Geduldig erklärt der 18-jährige Gymnasiast dem Schulrat, wie er mit ein paar Kommata und mehreren Stichworten in der Suchmaske ein besseres Ergebnis erzielt. „Das zu finden, was man gerne möchte, ist nicht einfach“, gesteht Schuckart, als einige Kollegen plötzlich laut lachen. Markus Jungnickel (17) hat am PC des Nachbartisches gerade www.autsch.de aufgerufen. Die Lehrer amüsieren sich köstlich. Aus der ernsthaften Materie ist plötzlich ein unterhaltsames Medium geworden. Aber selbst auf dieser eher unnützen Homepage haben sie noch etwas gelernt – das Abspielen von Filmsequenzen im Netz.
Nach der ersten „Unterrichtsstunde“ fühlen sich die beiden Schüler schon wohler. Etwas merkwürdig war es für Jürgensen und Jungnickel anfangs schon, den Paukern Anweisungen zu geben. Langsam macht es ihnen aber richtig Spaß. Denn ausnahmsweise haben sie das Know-how, das die Lehrer auch gerne hätten. „In Bereichen, in denen Schüler einen Wissensvorsprung haben, sollte man ihn auch nutzen“, meint Schulrat Schuckart. Probleme hat er mit der vertauschten Lehrer-Schüler-Rolle nicht. Ganz im Gegenteil. „Eine Internetschulung könnten mehrere Lehrer gebrauchen.“
Auf die Idee kamen Schleswig-Holsteins Bildungsministerin Ute Erdsiek-Rave und ihr Staatssekretär Dr. Ralf Stegner. „Das Internet wird bald selbstverständlich werden“, so der Staatssekretär. Doch erst etwa ein Drittel der Lehrkräfte in Schleswig-Holstein hätten eine Fortbildung auf diesem Gebiet. Am „Sozialen Tag“ griffen Erdsiek-Rave und Stegner daher in die private Tasche und engagierten vier Schüler. Für insgesamt 300 DM erteilten sie in Bad Oldesloe und Flensburg einen Tag lang zwölf Paukern Web-Unterricht. „Die Lehrer haben auf diesem Gebiet Nachholbedarf“, so Stegner, der sich vor Ort ein Bild von dem Unterricht der etwas anderen Art machte und feststellte: „Lehrer und Schüler haben richtig Spaß daran.“
Ute Joppich (44) hat bereits seit einem Jahr einen privaten Internetanschluss. Doch fit im Web ist die Leiterin der Förderschule noch nicht. Vor allem der Umgang mit Suchmaschinen bereitet ihr noch Schwierigkeiten. Für Markus Jungnickel ist dies schon längst kein Problem mehr. Einen PC besitzt er bereits seit der Zeit, als die Bildschirme noch schwarzweiß waren – im Internet surft er seit vielen Jahren. Warum gerade er für dieses Projekt ausgesucht wurde, weiß er nicht. Der Umgang mit Drag-and-Drop, Hyperlinks und Providern ist für ihn nichts Besonderes.

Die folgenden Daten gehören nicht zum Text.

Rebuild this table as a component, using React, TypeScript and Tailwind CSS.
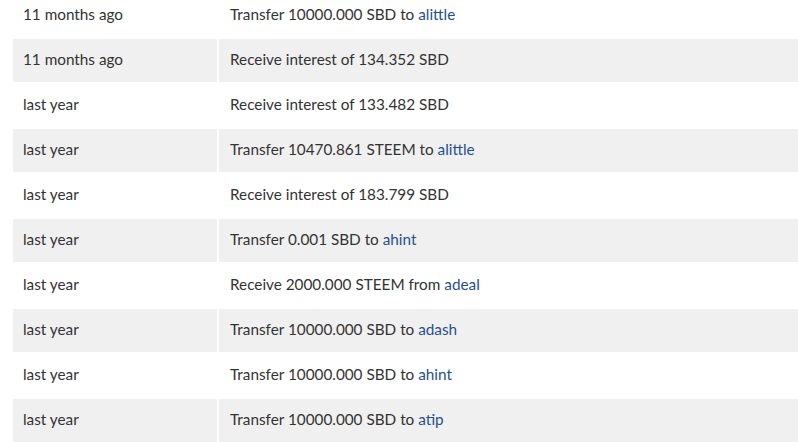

Ganz anders sieht es bei den Lehrern aus, die in einem Übungsraum des Kommunikationsanbieters KomTel in Flensburg versuchen, zum ersten Mal die Internetwelt zu durchschauen. Alle sind sich einig, dass auch in der Schule der Umgang mit dem Netz immer wichtiger wird und forciert werden muss. In den meisten Fällen stehen zwar in den Schulen Computer für die Jugendlichen zur Verfügung – doch der Online-Anschluss hat längst noch nicht überall Einzug gehalten.
„Man muss sehr viel Zeit und Geduld in das neue Medium investieren“, resümiert Jensen, während die beiden Schüler gerade die Vorteile der Bookmarks erläutern. „Ich hätte nicht mit der Vielfalt an Informationen gerechnet“, gesteht Bodo Konetschny, der gerade ein paar Beatles-Songs im Netz sucht. „Jetzt kann ich nachvollziehen, dass sich die Jugend dafür begeistert.“ ANGELA SCHMID
Vertauschte Rollen: Markus Jungnickel (links stehend) und Helge Jürgensen (rechts stehend) zeigen ihren Lehrern, was das Internet alles kann.